- **What this task involves**
Copy the data exactly; pictures stay out of the copy.

— Begin —

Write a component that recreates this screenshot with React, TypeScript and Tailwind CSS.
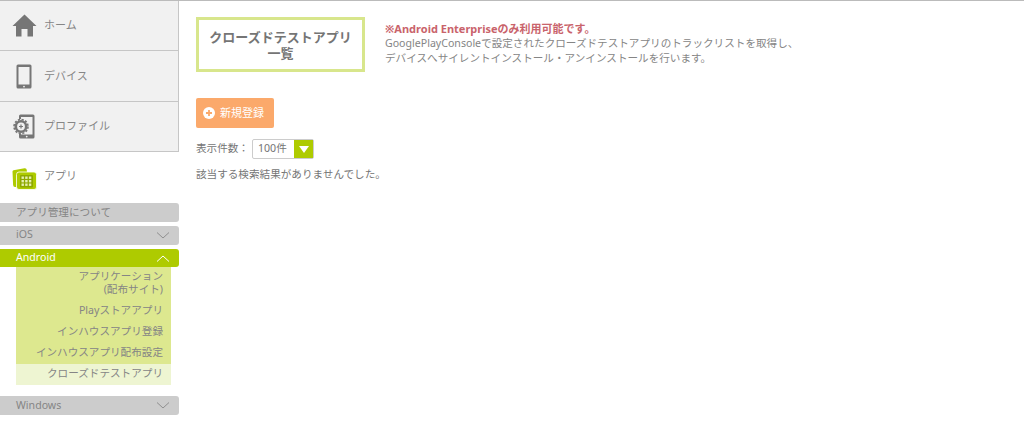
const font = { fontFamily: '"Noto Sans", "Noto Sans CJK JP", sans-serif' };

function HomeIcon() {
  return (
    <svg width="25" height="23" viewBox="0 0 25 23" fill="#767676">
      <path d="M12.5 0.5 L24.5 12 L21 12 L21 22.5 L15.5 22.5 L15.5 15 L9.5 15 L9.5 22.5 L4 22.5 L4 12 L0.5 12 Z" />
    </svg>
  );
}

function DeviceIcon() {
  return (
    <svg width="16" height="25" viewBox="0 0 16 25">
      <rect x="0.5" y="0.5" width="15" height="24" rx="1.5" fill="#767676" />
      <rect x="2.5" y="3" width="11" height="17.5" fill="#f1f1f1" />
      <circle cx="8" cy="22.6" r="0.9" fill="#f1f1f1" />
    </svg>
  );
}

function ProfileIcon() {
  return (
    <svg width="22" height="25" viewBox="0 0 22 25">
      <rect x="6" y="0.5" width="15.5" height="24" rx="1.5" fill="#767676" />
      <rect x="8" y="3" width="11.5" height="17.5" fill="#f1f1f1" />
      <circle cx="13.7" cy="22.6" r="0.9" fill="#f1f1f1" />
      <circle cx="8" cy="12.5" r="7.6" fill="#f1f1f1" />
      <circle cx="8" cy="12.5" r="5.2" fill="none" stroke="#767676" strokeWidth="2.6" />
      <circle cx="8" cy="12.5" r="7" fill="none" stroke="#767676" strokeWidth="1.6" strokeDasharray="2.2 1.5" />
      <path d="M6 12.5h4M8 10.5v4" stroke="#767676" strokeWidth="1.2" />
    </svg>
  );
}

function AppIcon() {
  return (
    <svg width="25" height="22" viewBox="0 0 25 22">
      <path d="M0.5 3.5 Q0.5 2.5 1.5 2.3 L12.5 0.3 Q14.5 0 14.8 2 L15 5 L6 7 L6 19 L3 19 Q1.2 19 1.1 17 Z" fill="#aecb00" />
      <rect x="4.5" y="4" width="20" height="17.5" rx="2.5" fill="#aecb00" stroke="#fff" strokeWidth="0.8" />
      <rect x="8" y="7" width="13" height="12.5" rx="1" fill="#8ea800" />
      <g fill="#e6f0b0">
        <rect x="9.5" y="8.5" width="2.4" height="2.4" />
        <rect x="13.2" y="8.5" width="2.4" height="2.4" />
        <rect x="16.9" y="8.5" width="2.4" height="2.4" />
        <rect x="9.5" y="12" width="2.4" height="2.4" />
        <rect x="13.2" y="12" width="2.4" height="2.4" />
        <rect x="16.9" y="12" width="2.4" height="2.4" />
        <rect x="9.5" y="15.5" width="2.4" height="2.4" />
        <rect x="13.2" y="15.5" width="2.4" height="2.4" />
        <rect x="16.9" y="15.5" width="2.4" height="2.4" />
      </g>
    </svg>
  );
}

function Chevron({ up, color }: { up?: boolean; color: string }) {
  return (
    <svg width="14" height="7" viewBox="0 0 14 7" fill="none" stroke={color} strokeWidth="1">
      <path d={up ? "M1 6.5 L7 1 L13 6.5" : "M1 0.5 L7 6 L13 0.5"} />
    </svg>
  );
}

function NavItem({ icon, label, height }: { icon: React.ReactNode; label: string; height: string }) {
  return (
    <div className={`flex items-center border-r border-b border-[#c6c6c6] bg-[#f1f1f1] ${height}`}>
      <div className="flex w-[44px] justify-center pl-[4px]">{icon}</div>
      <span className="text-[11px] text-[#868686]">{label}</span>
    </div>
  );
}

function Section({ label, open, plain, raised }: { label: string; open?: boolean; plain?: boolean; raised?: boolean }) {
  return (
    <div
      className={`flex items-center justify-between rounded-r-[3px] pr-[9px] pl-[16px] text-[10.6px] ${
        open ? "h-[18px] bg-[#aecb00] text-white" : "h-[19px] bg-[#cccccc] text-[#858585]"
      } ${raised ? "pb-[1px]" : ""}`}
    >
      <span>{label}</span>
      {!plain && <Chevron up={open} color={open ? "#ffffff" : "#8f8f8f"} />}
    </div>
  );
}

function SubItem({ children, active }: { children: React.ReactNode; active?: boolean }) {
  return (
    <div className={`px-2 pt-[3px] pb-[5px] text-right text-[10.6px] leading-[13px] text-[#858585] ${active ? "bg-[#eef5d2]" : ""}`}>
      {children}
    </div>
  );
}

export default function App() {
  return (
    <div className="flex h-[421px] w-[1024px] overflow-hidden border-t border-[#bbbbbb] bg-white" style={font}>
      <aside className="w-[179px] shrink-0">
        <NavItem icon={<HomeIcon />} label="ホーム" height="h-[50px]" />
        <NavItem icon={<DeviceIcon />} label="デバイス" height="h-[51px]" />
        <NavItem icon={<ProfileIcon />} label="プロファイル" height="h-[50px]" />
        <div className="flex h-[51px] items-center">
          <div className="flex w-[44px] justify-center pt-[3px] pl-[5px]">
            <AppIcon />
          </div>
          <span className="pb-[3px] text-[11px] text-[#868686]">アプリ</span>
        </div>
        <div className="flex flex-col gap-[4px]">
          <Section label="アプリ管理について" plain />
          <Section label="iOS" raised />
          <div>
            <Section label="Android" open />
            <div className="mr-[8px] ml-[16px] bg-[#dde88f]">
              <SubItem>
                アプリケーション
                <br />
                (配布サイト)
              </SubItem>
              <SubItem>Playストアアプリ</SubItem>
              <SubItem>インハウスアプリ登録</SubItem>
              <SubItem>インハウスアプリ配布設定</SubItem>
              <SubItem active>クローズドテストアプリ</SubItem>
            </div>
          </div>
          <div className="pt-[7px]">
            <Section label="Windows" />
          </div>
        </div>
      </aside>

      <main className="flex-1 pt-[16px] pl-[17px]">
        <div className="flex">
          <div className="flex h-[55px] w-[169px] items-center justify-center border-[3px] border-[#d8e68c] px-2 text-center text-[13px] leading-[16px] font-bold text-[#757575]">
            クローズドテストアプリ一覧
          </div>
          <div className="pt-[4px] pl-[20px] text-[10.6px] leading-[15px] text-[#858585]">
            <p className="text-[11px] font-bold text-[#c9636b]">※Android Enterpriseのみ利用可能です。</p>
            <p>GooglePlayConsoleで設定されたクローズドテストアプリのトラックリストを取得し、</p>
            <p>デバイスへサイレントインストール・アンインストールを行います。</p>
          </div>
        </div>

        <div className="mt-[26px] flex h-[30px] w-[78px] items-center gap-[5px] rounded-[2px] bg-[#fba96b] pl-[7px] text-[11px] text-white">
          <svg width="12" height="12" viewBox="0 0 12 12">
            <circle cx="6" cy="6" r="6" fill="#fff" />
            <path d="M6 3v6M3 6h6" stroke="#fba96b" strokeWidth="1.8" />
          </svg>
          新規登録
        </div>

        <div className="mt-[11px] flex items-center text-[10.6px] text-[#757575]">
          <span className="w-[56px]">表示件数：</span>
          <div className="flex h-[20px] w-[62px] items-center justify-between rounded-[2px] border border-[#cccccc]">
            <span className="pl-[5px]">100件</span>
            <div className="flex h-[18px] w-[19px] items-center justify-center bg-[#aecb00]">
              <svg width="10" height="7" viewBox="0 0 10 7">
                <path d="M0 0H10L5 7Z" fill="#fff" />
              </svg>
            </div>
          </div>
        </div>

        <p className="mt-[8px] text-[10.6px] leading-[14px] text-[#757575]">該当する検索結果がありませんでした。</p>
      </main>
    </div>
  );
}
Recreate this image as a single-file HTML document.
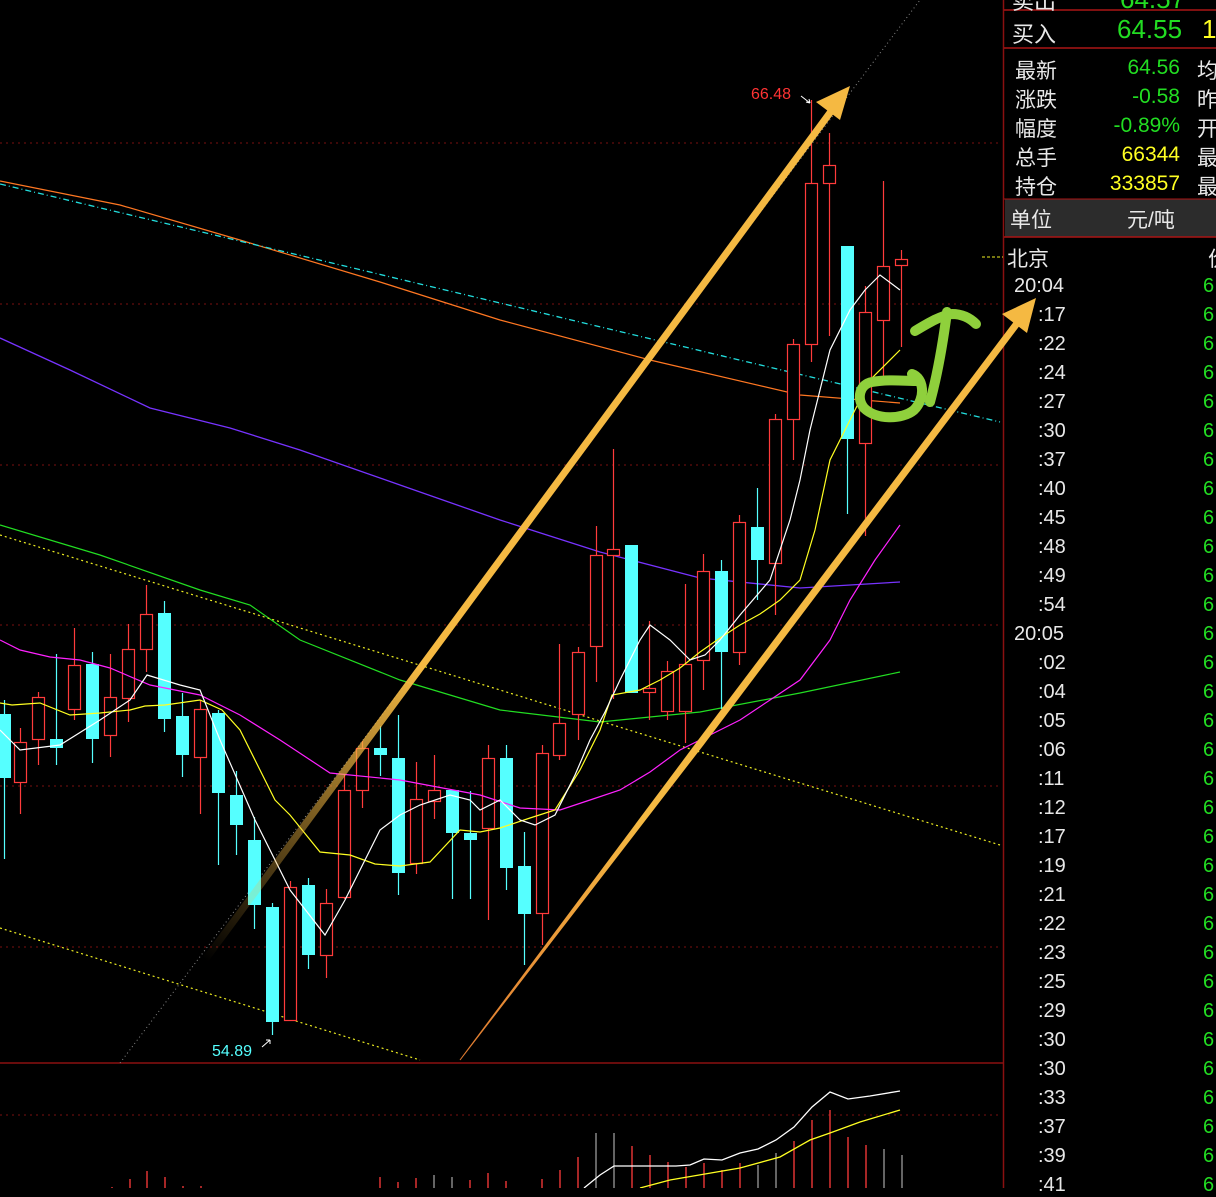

— End —

- **In response**
Write a component that recreates this screenshot with React, TypeScript and Tailwind CSS.
const font = { fontFamily: '"Noto Sans", "Noto Sans CJK JP", sans-serif' };

function HomeIcon() {
  return (
    <svg width="25" height="23" viewBox="0 0 25 23" fill="#767676">
      <path d="M12.5 0.5 L24.5 12 L21 12 L21 22.5 L15.5 22.5 L15.5 15 L9.5 15 L9.5 22.5 L4 22.5 L4 12 L0.5 12 Z" />
    </svg>
  );
}

function DeviceIcon() {
  return (
    <svg width="16" height="25" viewBox="0 0 16 25">
      <rect x="0.5" y="0.5" width="15" height="24" rx="1.5" fill="#767676" />
      <rect x="2.5" y="3" width="11" height="17.5" fill="#f1f1f1" />
      <circle cx="8" cy="22.6" r="0.9" fill="#f1f1f1" />
    </svg>
  );
}

function ProfileIcon() {
  return (
    <svg width="22" height="25" viewBox="0 0 22 25">
      <rect x="6" y="0.5" width="15.5" height="24" rx="1.5" fill="#767676" />
      <rect x="8" y="3" width="11.5" height="17.5" fill="#f1f1f1" />
      <circle cx="13.7" cy="22.6" r="0.9" fill="#f1f1f1" />
      <circle cx="8" cy="12.5" r="7.6" fill="#f1f1f1" />
      <circle cx="8" cy="12.5" r="5.2" fill="none" stroke="#767676" strokeWidth="2.6" />
      <circle cx="8" cy="12.5" r="7" fill="none" stroke="#767676" strokeWidth="1.6" strokeDasharray="2.2 1.5" />
      <path d="M6 12.5h4M8 10.5v4" stroke="#767676" strokeWidth="1.2" />
    </svg>
  );
}

function AppIcon() {
  return (
    <svg width="25" height="22" viewBox="0 0 25 22">
      <path d="M0.5 3.5 Q0.5 2.5 1.5 2.3 L12.5 0.3 Q14.5 0 14.8 2 L15 5 L6 7 L6 19 L3 19 Q1.2 19 1.1 17 Z" fill="#aecb00" />
      <rect x="4.5" y="4" width="20" height="17.5" rx="2.5" fill="#aecb00" stroke="#fff" strokeWidth="0.8" />
      <rect x="8" y="7" width="13" height="12.5" rx="1" fill="#8ea800" />
      <g fill="#e6f0b0">
        <rect x="9.5" y="8.5" width="2.4" height="2.4" />
        <rect x="13.2" y="8.5" width="2.4" height="2.4" />
        <rect x="16.9" y="8.5" width="2.4" height="2.4" />
        <rect x="9.5" y="12" width="2.4" height="2.4" />
        <rect x="13.2" y="12" width="2.4" height="2.4" />
        <rect x="16.9" y="12" width="2.4" height="2.4" />
        <rect x="9.5" y="15.5" width="2.4" height="2.4" />
        <rect x="13.2" y="15.5" width="2.4" height="2.4" />
        <rect x="16.9" y="15.5" width="2.4" height="2.4" />
      </g>
    </svg>
  );
}

function Chevron({ up, color }: { up?: boolean; color: string }) {
  return (
    <svg width="14" height="7" viewBox="0 0 14 7" fill="none" stroke={color} strokeWidth="1">
      <path d={up ? "M1 6.5 L7 1 L13 6.5" : "M1 0.5 L7 6 L13 0.5"} />
    </svg>
  );
}

function NavItem({ icon, label, height }: { icon: React.ReactNode; label: string; height: string }) {
  return (
    <div className={`flex items-center border-r border-b border-[#c6c6c6] bg-[#f1f1f1] ${height}`}>
      <div className="flex w-[44px] justify-center pl-[4px]">{icon}</div>
      <span className="text-[11px] text-[#868686]">{label}</span>
    </div>
  );
}

function Section({ label, open, plain, raised }: { label: string; open?: boolean; plain?: boolean; raised?: boolean }) {
  return (
    <div
      className={`flex items-center justify-between rounded-r-[3px] pr-[9px] pl-[16px] text-[10.6px] ${
        open ? "h-[18px] bg-[#aecb00] text-white" : "h-[19px] bg-[#cccccc] text-[#858585]"
      } ${raised ? "pb-[1px]" : ""}`}
    >
      <span>{label}</span>
      {!plain && <Chevron up={open} color={open ? "#ffffff" : "#8f8f8f"} />}
    </div>
  );
}

function SubItem({ children, active }: { children: React.ReactNode; active?: boolean }) {
  return (
    <div className={`px-2 pt-[3px] pb-[5px] text-right text-[10.6px] leading-[13px] text-[#858585] ${active ? "bg-[#eef5d2]" : ""}`}>
      {children}
    </div>
  );
}

export default function App() {
  return (
    <div className="flex h-[421px] w-[1024px] overflow-hidden border-t border-[#bbbbbb] bg-white" style={font}>
      <aside className="w-[179px] shrink-0">
        <NavItem icon={<HomeIcon />} label="ホーム" height="h-[50px]" />
        <NavItem icon={<DeviceIcon />} label="デバイス" height="h-[51px]" />
        <NavItem icon={<ProfileIcon />} label="プロファイル" height="h-[50px]" />
        <div className="flex h-[51px] items-center">
          <div className="flex w-[44px] justify-center pt-[3px] pl-[5px]">
            <AppIcon />
          </div>
          <span className="pb-[3px] text-[11px] text-[#868686]">アプリ</span>
        </div>
        <div className="flex flex-col gap-[4px]">
          <Section label="アプリ管理について" plain />
          <Section label="iOS" raised />
          <div>
            <Section label="Android" open />
            <div className="mr-[8px] ml-[16px] bg-[#dde88f]">
              <SubItem>
                アプリケーション
                <br />
                (配布サイト)
              </SubItem>
              <SubItem>Playストアアプリ</SubItem>
              <SubItem>インハウスアプリ登録</SubItem>
              <SubItem>インハウスアプリ配布設定</SubItem>
              <SubItem active>クローズドテストアプリ</SubItem>
            </div>
          </div>
          <div className="pt-[7px]">
            <Section label="Windows" />
          </div>
        </div>
      </aside>

      <main className="flex-1 pt-[16px] pl-[17px]">
        <div className="flex">
          <div className="flex h-[55px] w-[169px] items-center justify-center border-[3px] border-[#d8e68c] px-2 text-center text-[13px] leading-[16px] font-bold text-[#757575]">
            クローズドテストアプリ一覧
          </div>
          <div className="pt-[4px] pl-[20px] text-[10.6px] leading-[15px] text-[#858585]">
            <p className="text-[11px] font-bold text-[#c9636b]">※Android Enterpriseのみ利用可能です。</p>
            <p>GooglePlayConsoleで設定されたクローズドテストアプリのトラックリストを取得し、</p>
            <p>デバイスへサイレントインストール・アンインストールを行います。</p>
          </div>
        </div>

        <div className="mt-[26px] flex h-[30px] w-[78px] items-center gap-[5px] rounded-[2px] bg-[#fba96b] pl-[7px] text-[11px] text-white">
          <svg width="12" height="12" viewBox="0 0 12 12">
            <circle cx="6" cy="6" r="6" fill="#fff" />
            <path d="M6 3v6M3 6h6" stroke="#fba96b" strokeWidth="1.8" />
          </svg>
          新規登録
        </div>

        <div className="mt-[11px] flex items-center text-[10.6px] text-[#757575]">
          <span className="w-[56px]">表示件数：</span>
          <div className="flex h-[20px] w-[62px] items-center justify-between rounded-[2px] border border-[#cccccc]">
            <span className="pl-[5px]">100件</span>
            <div className="flex h-[18px] w-[19px] items-center justify-center bg-[#aecb00]">
              <svg width="10" height="7" viewBox="0 0 10 7">
                <path d="M0 0H10L5 7Z" fill="#fff" />
              </svg>
            </div>
          </div>
        </div>

        <p className="mt-[8px] text-[10.6px] leading-[14px] text-[#757575]">該当する検索結果がありませんでした。</p>
      </main>
    </div>
  );
}
Recreate this image as a single-file HTML document.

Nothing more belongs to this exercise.